After spending the first week of the season on the sidelines, the fifth-ranked Cardinal are set to start at home against San Jose State (1-0) on Saturday night. The defending Pac-12 and Rose Bowl champions believe watching other teams play could be as much of a benefit as a burden when the horn sounds and they run out of the tunnel to an expected sellout crowd at Stanford Stadium.

Coaches and players had a little extra time to study quarterback David Fales and the Spartans as they blew past Sacramento State 24-0 on Thursday night. They also got a chance to watch teams struggle, including Oregon State losing 49-46 to Eastern Washington and Kansas State falling 24-21 to North Dakota State.

Even still, nobody really enjoyed being a spectator.

"It was harder than I thought it was going to be," Shaw said. "But we talked about it with the staff, talked about it with the players who wanted to watch with a critical eye and see teams that maybe came out flat or maybe took timeouts because this guy lined up wrong or got motion penalties, etc. We want to make sure we don't start that way. So hopefully we can learn lessons from what others teams did their first game."

The biggest lesson learned might be from the Cardinal's last season opener.

In the first game in three years without Andrew Luck, Stanford squeaked out a 20-17 victory over San Jose State in a game it easily could've—and perhaps should've—lost at home. Fales threw for 217 yards and a touchdown and had the Spartans in position for an upset before Ed Reynolds intercepted his final pass at Stanford's 45-yard line with a little more than a minute remaining.

That was Fales' first game with the Spartans, and the first start for so many others on each team.

"I think this year we're a little more aware of what they're capable of," Amanam said. "We had a chance to watch them against Sacramento State last week. So having a week to prepare for them, in that sense, is going to help us."

About the only tangible evidence of the opening week off—at least for now—is that Stanford slipped from fourth to fifth in the new Associated Press poll released Tuesday. That had more to do with Clemson beating Georgia 38-35 to leapfrog the Cardinal than anything the Cardinal could control.

Shaw has tried his best to prepare players in practice for the first game they'll face since the Rose Bowl victory over Wisconsin on Jan. 1. But he's the first to admit he'll always have some questions and curiosities about his team until the first game has been played, which is something he'd rather not wait so long for in the future.

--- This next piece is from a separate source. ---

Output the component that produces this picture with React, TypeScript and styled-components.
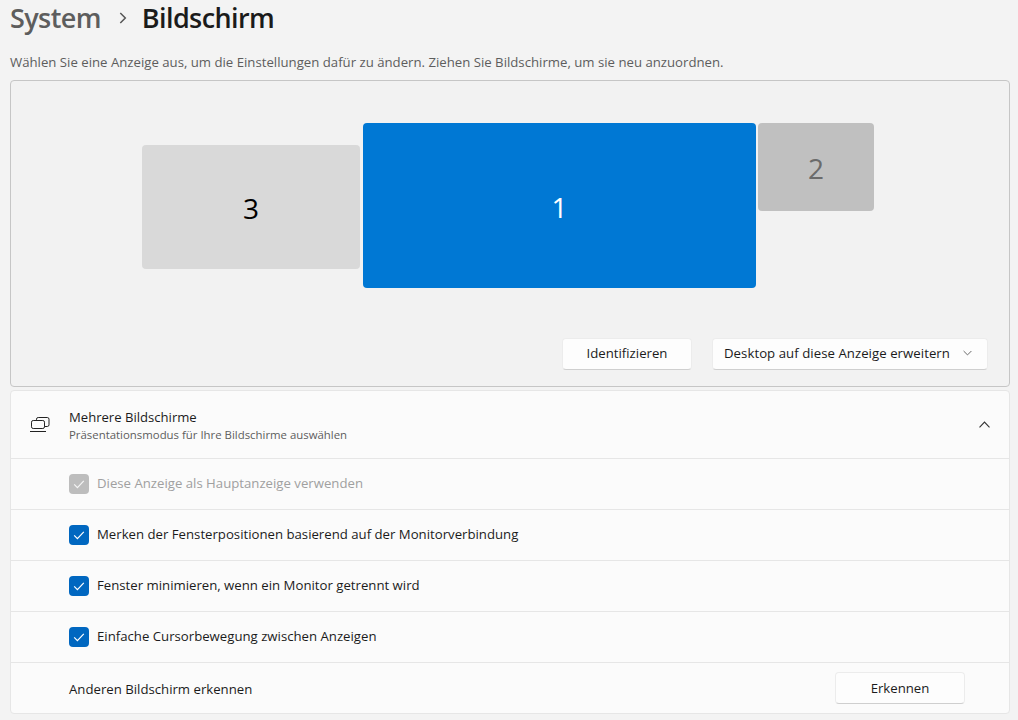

"I was 50-50 before, but now I'm in favor of playing," Shaw said. "It's hard not to play when other people are playing, especially the start of the season, because the start of the season has such a buildup. And now, not that it's changed anything for us, but we're antsy."

NOTES: Shaw said Kodi Whitfield will open as Stanford's primary punt returner. Ty Montgomery, Barry Sanders and Keanu Nelson also are in the mix. ... Stanford LB Shayne Skov said doctors cleared him to play without a brace around his surgically repaired left knee, which he wore all of last season after a devastating blow in the third game of the 2011 season knocked him for the year. He said it's less restricting without a brace but he's gotten so used to it he hasn't decided if he'll wear it Saturday night. "It's kind of like a crutch. But just to kind of be liberated in that sense is incredible," Skov said. ... New Stanford offensive coordinator Mike Bloomgren will be on the sideline during games, just as he has been the past two years as the offensive line coach. Instead, quarterbacks and wide receivers coach Mike Sanford will be in a booth upstairs. Shaw said the staff had no problems when it simulated the new alignment on headsets at the stadium Saturday.